Bruxelles, le 11 juin 2018 – L’acquittement en appel de Jean-Pierre Bemba par la Cour pénale internationale laisse plusieurs milliers de victimes centrafricaines sans réponse face aux violences extrêmes qu’elles ont subies dans le cadre du conflit armé.
En 2016, la Cour pénale internationale (CPI) avait reconnu l’ancien vice-président de la République démocratique du Congo, Jean-Pierre Bemba, responsable des crimes commis par ses forces du Mouvement de Libération du Congo contre la population civile centrafricaine entre octobre 2002 et mars 2003, en soutien au régime d’Ange-Félix Patassé.
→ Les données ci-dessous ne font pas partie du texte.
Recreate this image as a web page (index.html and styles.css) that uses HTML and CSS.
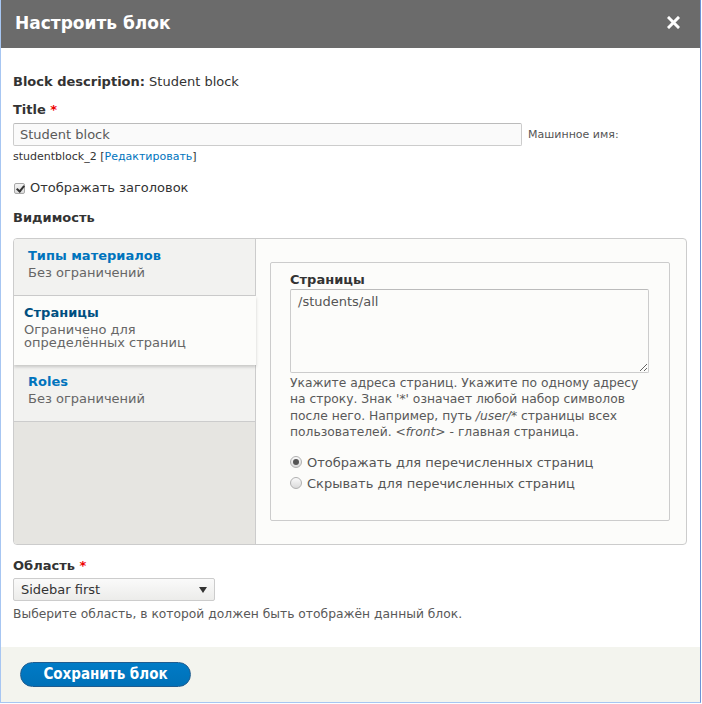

Il avait été condamné en première instance à 18 ans d’emprisonnement pour crimes contre l’humanité et crimes de guerre.
La décision prise en appel ce vendredi 8 juin par la CPI d’acquitter Monsieur Bemba, porte un sérieux coup aux attentes des 5.000 victimes qui s’étaient manifestées et, plus largement, aux perspectives de justice pour les crimes commis en République centrafricaine.
Un tel résultat après dix années de procédure laisse un goût amer quant à la capacité de la justice internationale, incarnée ici par sa plus haute instance, à mener la lutte contre l’impunité. L’argument selon lequel M. Bemba ne contrôlait pas ses troupes déployées sur le territoire centrafricain, risque d’envoyer un signal particulièrement inquiétant à tous les commandants de factions opérant dans la région et faisant justement fi des frontières.
Si cet acquittement est sans doute légitime d’un point de vue strictement juridique et témoigne du respect des standards internationaux du procès équitable, il laisse démunies plusieurs milliers de victimes, notamment de violences sexuelles. Celles-ci se retrouvent privées de reconnaissance et de réparation, offrant un contraste saisissant avec l’ampleur des ressources mobilisées dans le dossier. Les victimes ont été fortement sollicitées dans le cadre de cette affaire et ont nourri d’importants espoirs, en l’absence de toute autre perspective de justice à court terme. Leur participation dans ce type de procédure représente bien souvent un risque pour elles-mêmes et leurs familles, qui se retrouvent exposées à des pressions et menaces de représailles. L’affaire Bemba n’y fait pas exception, l’accusé ayant été lui-même condamné par la CPI pour subordination de témoins.
Cette décision risque de semer le discrédit sur la justice internationale, rendant encore plus difficile le travail mené auprès des victimes par ASF et d’autres organisations. Ceci est particulièrement malvenu à l’heure où la Cour pénale spéciale pour la République centrafricaine se met en ordre de marche à Bangui.
En attendant la publication du jugement, ASF invite à tirer les premières leçons de cette affaire. Elle insiste sur la nécessité de permettre l’accès à la justice et aux réparations pour les victimes des conflits armés au-delà de la Cour pénale internationale, en renforçant les mécanismes nationaux de poursuite des crimes internationaux, et en développant des mécanismes plus larges de justice transitionnelle. Elle appelle également à tout mettre en œuvre afin d’éviter que le moment de la justice ne se transforme pour les victimes en un nouveau préjudice, où le déni de justice viendrait s’ajouter à celui d’origine.